Original date of publication: 1974

My edition: 2010 (Sourcebooks)

Why I decided to read: publicist sent me a copy for review

How I acquired my copy: same, April 2010

Having read Jerusalem, I was eager to read Great Maria, a novel set in Sicily in the middle ages. Maria is the daughter of a robber baron, compelled to marry Richard, brother of Roger, the man she really loves.

I wanted to like this book, I really did, but the author’s writing style kept bogging me down. She writes in short choppy sentences that are hard to follow at times, and I found myself skipping and skimming in many places. Maybe it’s me, but I thought that the writing style of this book was a lot different from that which Holland used in Jerusalem—it may be intentional I don’t know. Holland describes everything in minute detail, sometimes to the detriment of the story. It’s a pity, because the details of Maria’s life are interesting in places and give the reader a generally good feel for the life of an average woman in the middle ages. At the same time, though, the author doesn’t do a very good job of describing her location: her novel could be taking place anywhere. It’s kind of like not seeing the forest for the trees, in a way.
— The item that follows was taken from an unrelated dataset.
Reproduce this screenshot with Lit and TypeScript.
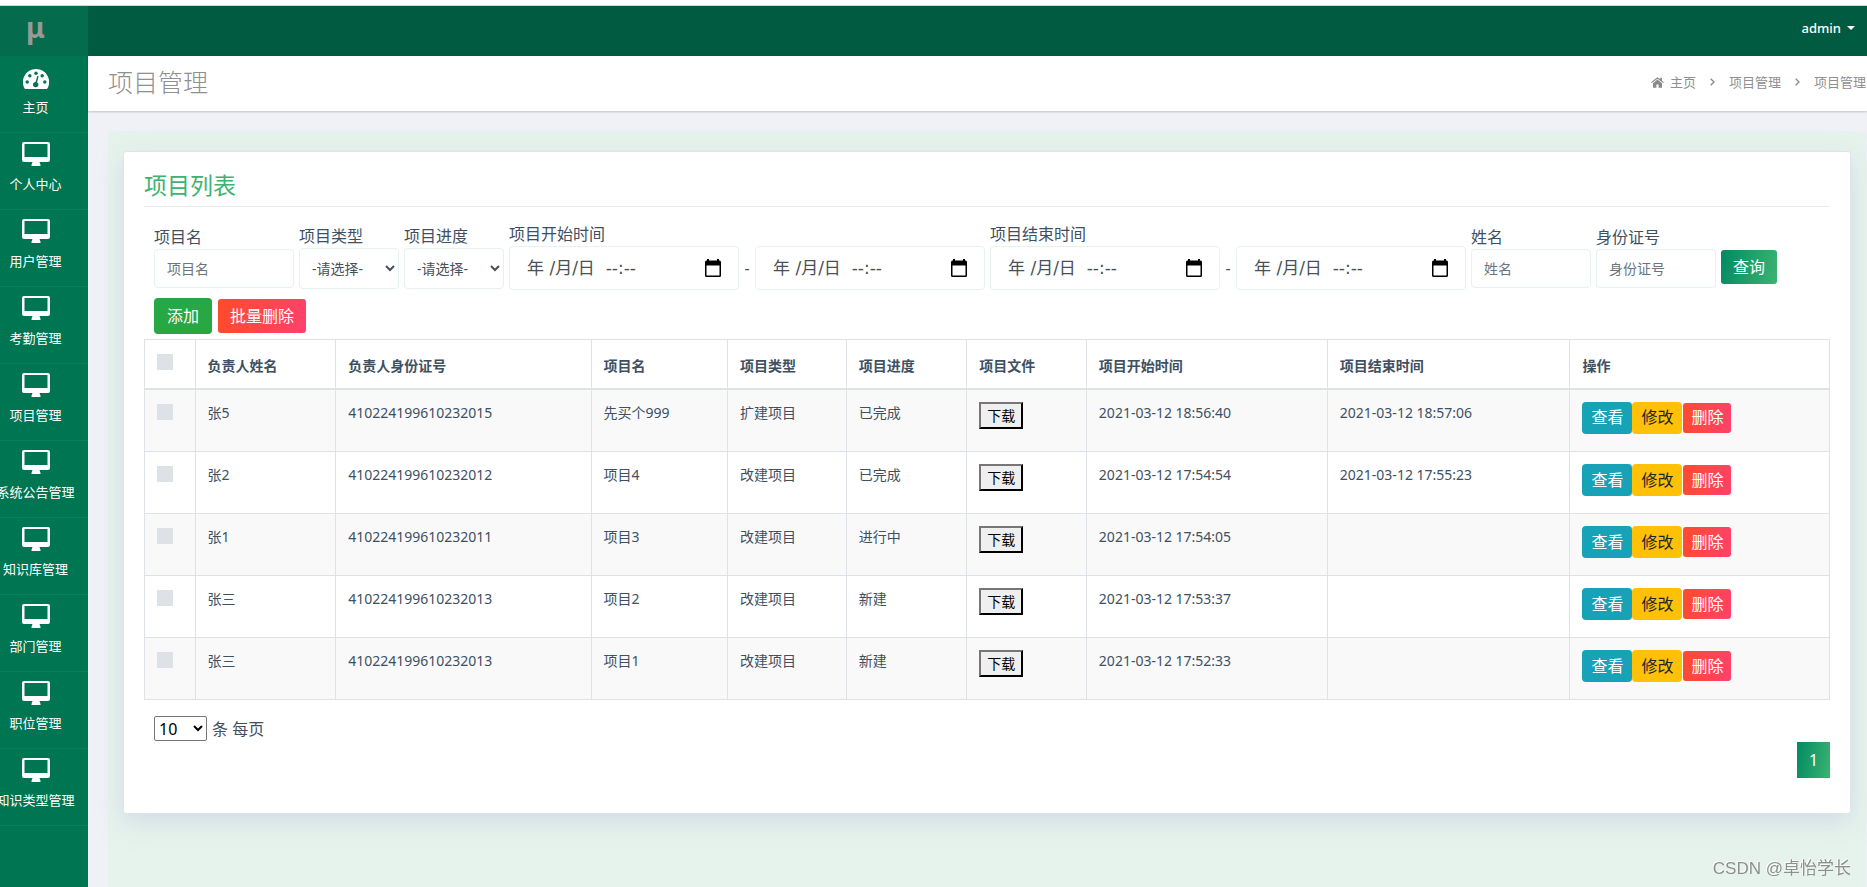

Maria is a believable heroine for the time period, but the author’s detached attitude to her heroine never really made me feel close to her. I loved the premise of the book, but the execution of the book left me wanting more. It’s a pity, because I’ve enjoyed Holland’s writing in the past.

Comments

Daphne said…
I'll be reading this one in the next week or so - sorry to hear that you didn't enjoy it. I recently finished HOlland's new book on Eleanor of Aquitaine - i liked it quite a bit, so we'll see how this one goes...
I just picked up a copy of Jerusalem due to all the good reviews I've read of that one. Isn't it frustrating when an author changes styles on you? Grrrrr. :)
dolleygurl said…
I have to agree with you about the style - I liked the story, but it was hard to drag myself through.